Фекла удивленно посмотрела на него и тихо спросила:
— А он зачем?.
— Я спрашиваю, есть у вас енотовый жир?
— Есть, есть. Им всегда мажется отец от простуды…
— Вот, я так и знал! Сможете вы натирать ему, — кивнул он на Захара, — спину и грудь на ночь?
— Чего же не смочь? Сможем! Это наше деревенское лекарство.
— Вот, пожалуйста, и натирайте. Каждый вечер. Микстуры для приема внутрь вам принесут.
Вскоре после того как ушел фельдшер, Любаша принесла Захару обед. Свежее, пышущее здоровьем, слегка продолговатое лицо ее налилось персиковым румянцем, когда она, склонившись, ставила миски на табурет у изголовья Захара.
— Вот кушайте, мамаша велела…
— Спасибо, Любаша, — сдержанно сказал Захар. — Только я не хочу.
Девушка выпрямилась, улыбнулась.
— А вы помните мое имя?
— Конечно, оно легко запоминается. А вы помните, когда мы разговаривали на берегу?
— Помню. Вас зовут Захаром. Вам очень плохо?
— Да нет, ничего…
— А ночью вы стонали.
— Разве?
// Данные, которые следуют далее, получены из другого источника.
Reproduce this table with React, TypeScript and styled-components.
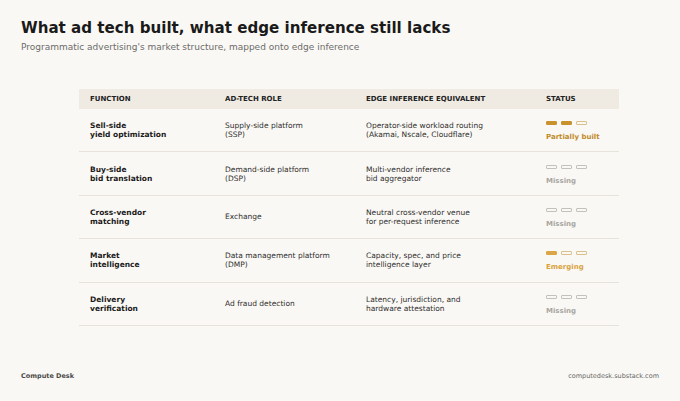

Неудобно… Отец не ругался, что меня сюда положили?
— Немножко поворчал. Но папаша у нас не сильно злой, поругается и скоро отходит.
— Он работает на стройке?
— На конном парке. Жилец наш устроил его. Ну, вы ешьте, а то я отвлекаю вас, а щи остывают.
— Подождите, не уходите! У меня просьба. Помните старосту группы, с которым мы приходили к вам в первый день?
— Помню, он живет в леднике у Бормотовых. Когда снег пошел, они все переселились из палатки туда. И девушки тоже там.
— Будет у вас время — сходите, пожалуйста, к нему, передайте, чтобы принес мою книгу «Тихий Дон». Ладно?
— И девушки чтоб пришли?
— А как хотят.
Под вечер в избу ввалилась целая ватага парней и девушек — почти все новочеркасские комсомольцы. Захару было очень неловко перед хозяйкой, когда она, недовольная, ввела их в чистую половину избы. Ребята разговаривали вполголоса, осторожно жали руку Захара, а Леля Касимова не преминула упрекнуть его:
— Что я тебе говорила, а?
Захар в первую же минуту обратил внимание на то, что Аниканов, несмотря на грязь на улице, был в своих расхожих туфлях. Костюм его, как и полупальто, был мокрым и порядочно испачкан в грязи. Выглядел Аниканов скучным, даже мрачным, — от прежней бойкости и самонадеянности, с которыми он держался в роли старосты, не осталось и следа. Примерно так же выглядели и все остальные.
— Ну, как житуха? — спросил Захар, с болезненной улыбкой поглядывая на товарищей.
— Вот, понимаешь, она и житуха, — Аниканов устало присел на край кровати у ног Захара. — Видишь, на что похожи? Работаем на корчевке, в грязи, в болотах, а живем, не поверишь, в леднике! Внизу лед, хотя и прикрытый сеном, сверху холод, так что ни обсушиться, ни обогреться. И главное — чирьи начали у меня появляться…
— Ох, Андрей, и когда ты перестанешь ныть? — покачала головой Леля Касимова. — Я тебя не узнаю. Никогда бы не подумала в Новочеркасске, что ты такой нытик, честное слово! Или ты трудностей никогда не видал?
— Да хватит тебе, Касимова, мне уже осточертело все это слушать!
— Ладно, Андрей, ты не шуми, а то тут хозяева, — вмешался Захар.
Леля заговорила вполголоса:
— Не так уж и страшно у нас. Вот сегодня печку установили. А ведь многие, кто на чердаках живет, и того не имеют. Да потом же всем по два одеяла выдали, когда начался снег. Если мы все начнем ныть, Андрей, так надо все бросить и тикать домой! А это что же, по-комсомольски будет, а?
Из разговоров Захар понял, что его товарищи действительно находятся в тяжелых условиях, куда более тяжелых, чем на сплаве.